Cada vez mais sinto saudades das décadas de sessenta e setenta!
Boa pedida, como sempre! Parabéns!

15/6/10 20:45
Jota Effe j disse...

No meu tempo (acho que sou jurássico), nem essas brincadeiras "inocentes" eram vistas. Eu nunca tive apelidos, e os poucos que vi aplicados a colegas não tinham origem nas salas de aulas, mas nas brincadeiras praticadas aos domingos. Hoje é uma tristeza o que se vê.

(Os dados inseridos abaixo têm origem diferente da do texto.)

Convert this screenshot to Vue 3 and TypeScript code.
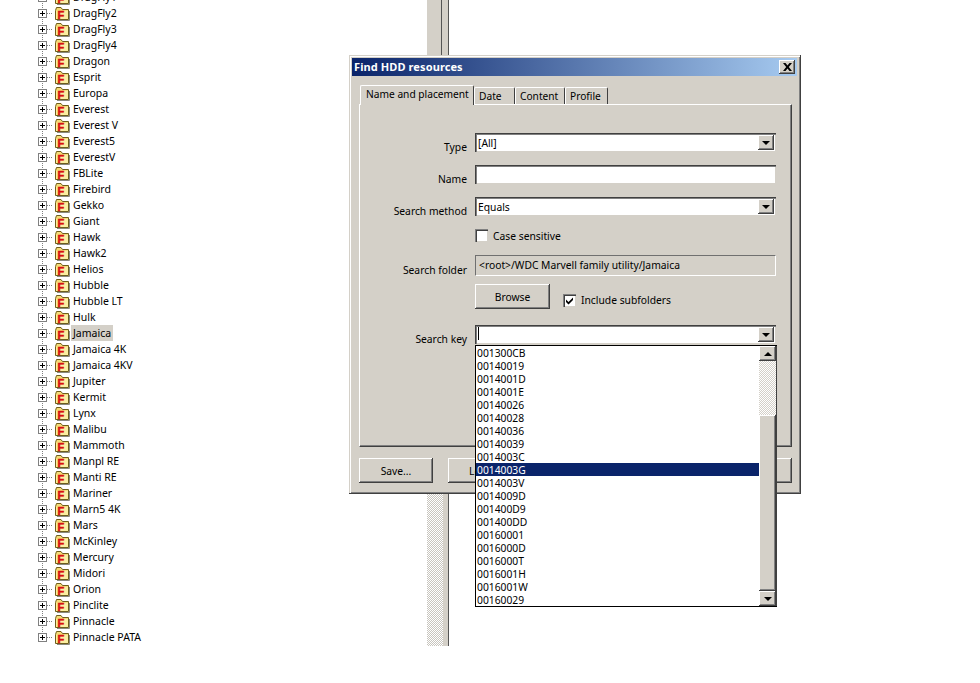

Meu abraço.

19/6/10 18:06
Cecília disse...

Nem me fale, Meu Amigo...
No meu tempo (e olha que não faz tanto tempo assim, tenho 27) colocávamos apelidos e algumas briguinhas pra “lavar a honra”, eu me meti em duas, e mainha, graças a Deus e ao meu choro de manha nunca ficou sabendo, se bem que foi coisa boba, mas hoje, é canivete, caco de vidro, cadeira, revólver...
No começo deste mês aconteceu uma aqui em Recife que me deixou chocada: um grupo de 5 meninas atacaram uma outra garota na sala de aula no intervalo de uma aula para outra e desfiguraram menina com canivete e unhadas uma amiga tentou ajudar e levou uma pancada com uma cadeira, tudo isso porque a menina que apanhou não sedia às provocações de umas dessas meninas que a espancaram.
Noto que a violências nas escolas está cada vez maior e não atinge só os adolescentes e crianças, os professores e funcionários também são vitimados, o pior é que não é apenas em escolas do Estado e da Prefeitura, acontece também em escolas particulares...
Os pais e diretores estão cada vez mais impotentes (ou condescendentes) diante de tudo isso...
Muito Triste!!!

Beijinhos

20/6/10 18:44
Magui disse...

O que falta é senso de humor. Inclusive havia ajuste de contas na porta do colégio.Só não eram gravadas e postas no Youtube.

2/8/10 10:44
Celso Ramos disse...

Olá Jens!!!
Será que ainda consigo entrar na tua toca? Estou voltando a escrever lentamente, ou pelo menos do jeito que tempo permitir!!!Abraços!!!